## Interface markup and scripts
BEGIN

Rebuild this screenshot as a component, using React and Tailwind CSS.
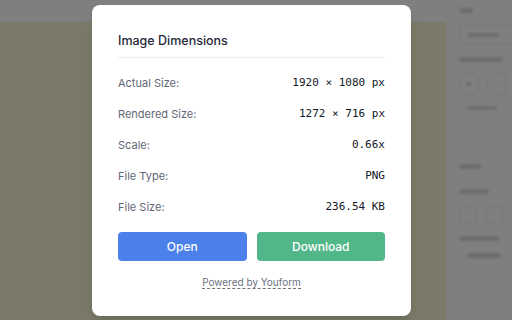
export default function App() {
  const rows = [
    ["Actual Size:", "1920 × 1080 px"],
    ["Rendered Size:", "1272 × 716 px"],
    ["Scale:", "0.66x"],
    ["File Type:", "PNG"],
    ["File Size:", "236.54 KB"],
  ]

  return (
    <div className="relative w-[512px] h-[320px] overflow-hidden flex bg-white" style={{ fontFamily: "Inter, 'Noto Sans', sans-serif" }}>
      {/* page behind the backdrop */}
      <div className="flex-1 flex flex-col">
        <div className="h-[22px] bg-white" />
        <div className="flex-1 bg-[#f6f4d2]" />
      </div>
      <div className="w-[66px] bg-white border-l border-[#f0f0f0] flex flex-col gap-3 pt-2 pl-3 blur-[1.5px]">
        <div className="h-[5px] w-[14px] bg-[#d8d8d8] rounded" />
        <div className="h-[20px] w-[60px] rounded border border-[#e5e5e5] flex items-center pl-2">
          <div className="h-[4px] w-[30px] bg-[#d8d8d8]" />
        </div>
        <div className="h-[5px] w-[44px] bg-[#d8d8d8] rounded" />
        <div className="flex gap-2 items-center">
          <div className="h-[20px] w-[20px] rounded border border-[#e5e5e5] flex items-center justify-center">
            <div className="w-[4px] h-[4px] bg-[#c8c8c8] rounded-full" />
          </div>
          <div className="h-[20px] w-[20px] rounded border border-[#e5e5e5]" />
        </div>
        <div className="h-[4px] w-[30px] bg-[#dcdcdc] rounded ml-2" />
        <div className="h-[30px]" />
        <div className="h-[5px] w-[22px] bg-[#d8d8d8] rounded" />
        <div className="h-[5px] w-[30px] bg-[#dadada] rounded mt-2" />
        <div className="flex gap-2 items-center">
          <div className="h-[18px] w-[18px] rounded border border-[#e5e5e5]" />
          <div className="h-[18px] w-[18px] rounded border border-[#e5e5e5]" />
        </div>
        <div className="h-[5px] w-[40px] bg-[#d8d8d8] rounded" />
        <div className="h-[5px] w-[34px] bg-[#d8d8d8] rounded ml-2" />
      </div>

      {/* backdrop */}
      <div className="absolute inset-0 bg-black/50" />

      {/* modal */}
      <div className="absolute left-[92px] top-[5px] w-[319px] h-[311px] bg-white rounded-lg shadow-lg px-[26px] pt-[28px] flex flex-col">
        <h2 className="text-[12.5px] font-medium text-[#1f2937] leading-[16px]">Image Dimensions</h2>
        <div className="mt-[8px] h-px bg-[#eceef1]" />
        <div className="flex flex-col mt-[17px] gap-[15px]">
          {rows.map(([label, value]) => (
            <div key={label} className="flex justify-between items-center h-[16px]">
              <span className="text-[11px] text-[#5f6675]">{label}</span>
              <span className="text-[11px] text-[#111827]" style={{ fontFamily: "'DejaVu Sans Mono', monospace" }}>{value}</span>
            </div>
          ))}
        </div>
        <div className="flex gap-[10px] mt-[17px]">
          <button className="flex-1 h-[29px] rounded bg-[#4c80ea] text-white text-[12px] font-medium">Open</button>
          <button className="flex-1 h-[29px] rounded bg-[#52b788] text-white text-[12px] font-medium">Download</button>
        </div>
        <div className="flex justify-center mt-[15px]">
          <span className="text-[10px] text-[#6b7280] border-b border-dashed border-[#6b7280] leading-[12px]">Powered by Youform</span>
        </div>
      </div>
    </div>
  )
}
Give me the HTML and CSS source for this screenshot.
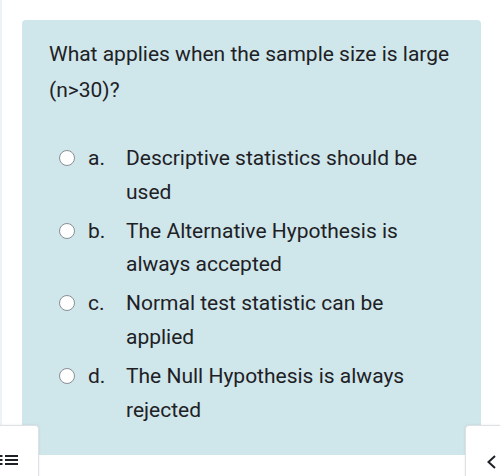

END

## EXERCISE TASK
Give the entries again word for word, but skip the pictures.

## SOLVED EXERCISE
Rebuild this screenshot as a component, using React and Tailwind CSS.
export default function App() {
  const rows = [
    ["Actual Size:", "1920 × 1080 px"],
    ["Rendered Size:", "1272 × 716 px"],
    ["Scale:", "0.66x"],
    ["File Type:", "PNG"],
    ["File Size:", "236.54 KB"],
  ]

  return (
    <div className="relative w-[512px] h-[320px] overflow-hidden flex bg-white" style={{ fontFamily: "Inter, 'Noto Sans', sans-serif" }}>
      {/* page behind the backdrop */}
      <div className="flex-1 flex flex-col">
        <div className="h-[22px] bg-white" />
        <div className="flex-1 bg-[#f6f4d2]" />
      </div>
      <div className="w-[66px] bg-white border-l border-[#f0f0f0] flex flex-col gap-3 pt-2 pl-3 blur-[1.5px]">
        <div className="h-[5px] w-[14px] bg-[#d8d8d8] rounded" />
        <div className="h-[20px] w-[60px] rounded border border-[#e5e5e5] flex items-center pl-2">
          <div className="h-[4px] w-[30px] bg-[#d8d8d8]" />
        </div>
        <div className="h-[5px] w-[44px] bg-[#d8d8d8] rounded" />
        <div className="flex gap-2 items-center">
          <div className="h-[20px] w-[20px] rounded border border-[#e5e5e5] flex items-center justify-center">
            <div className="w-[4px] h-[4px] bg-[#c8c8c8] rounded-full" />
          </div>
          <div className="h-[20px] w-[20px] rounded border border-[#e5e5e5]" />
        </div>
        <div className="h-[4px] w-[30px] bg-[#dcdcdc] rounded ml-2" />
        <div className="h-[30px]" />
        <div className="h-[5px] w-[22px] bg-[#d8d8d8] rounded" />
        <div className="h-[5px] w-[30px] bg-[#dadada] rounded mt-2" />
        <div className="flex gap-2 items-center">
          <div className="h-[18px] w-[18px] rounded border border-[#e5e5e5]" />
          <div className="h-[18px] w-[18px] rounded border border-[#e5e5e5]" />
        </div>
        <div className="h-[5px] w-[40px] bg-[#d8d8d8] rounded" />
        <div className="h-[5px] w-[34px] bg-[#d8d8d8] rounded ml-2" />
      </div>

      {/* backdrop */}
      <div className="absolute inset-0 bg-black/50" />

      {/* modal */}
      <div className="absolute left-[92px] top-[5px] w-[319px] h-[311px] bg-white rounded-lg shadow-lg px-[26px] pt-[28px] flex flex-col">
        <h2 className="text-[12.5px] font-medium text-[#1f2937] leading-[16px]">Image Dimensions</h2>
        <div className="mt-[8px] h-px bg-[#eceef1]" />
        <div className="flex flex-col mt-[17px] gap-[15px]">
          {rows.map(([label, value]) => (
            <div key={label} className="flex justify-between items-center h-[16px]">
              <span className="text-[11px] text-[#5f6675]">{label}</span>
              <span className="text-[11px] text-[#111827]" style={{ fontFamily: "'DejaVu Sans Mono', monospace" }}>{value}</span>
            </div>
          ))}
        </div>
        <div className="flex gap-[10px] mt-[17px]">
          <button className="flex-1 h-[29px] rounded bg-[#4c80ea] text-white text-[12px] font-medium">Open</button>
          <button className="flex-1 h-[29px] rounded bg-[#52b788] text-white text-[12px] font-medium">Download</button>
        </div>
        <div className="flex justify-center mt-[15px]">
          <span className="text-[10px] text-[#6b7280] border-b border-dashed border-[#6b7280] leading-[12px]">Powered by Youform</span>
        </div>
      </div>
    </div>
  )
}
Give me the HTML and CSS source for this screenshot.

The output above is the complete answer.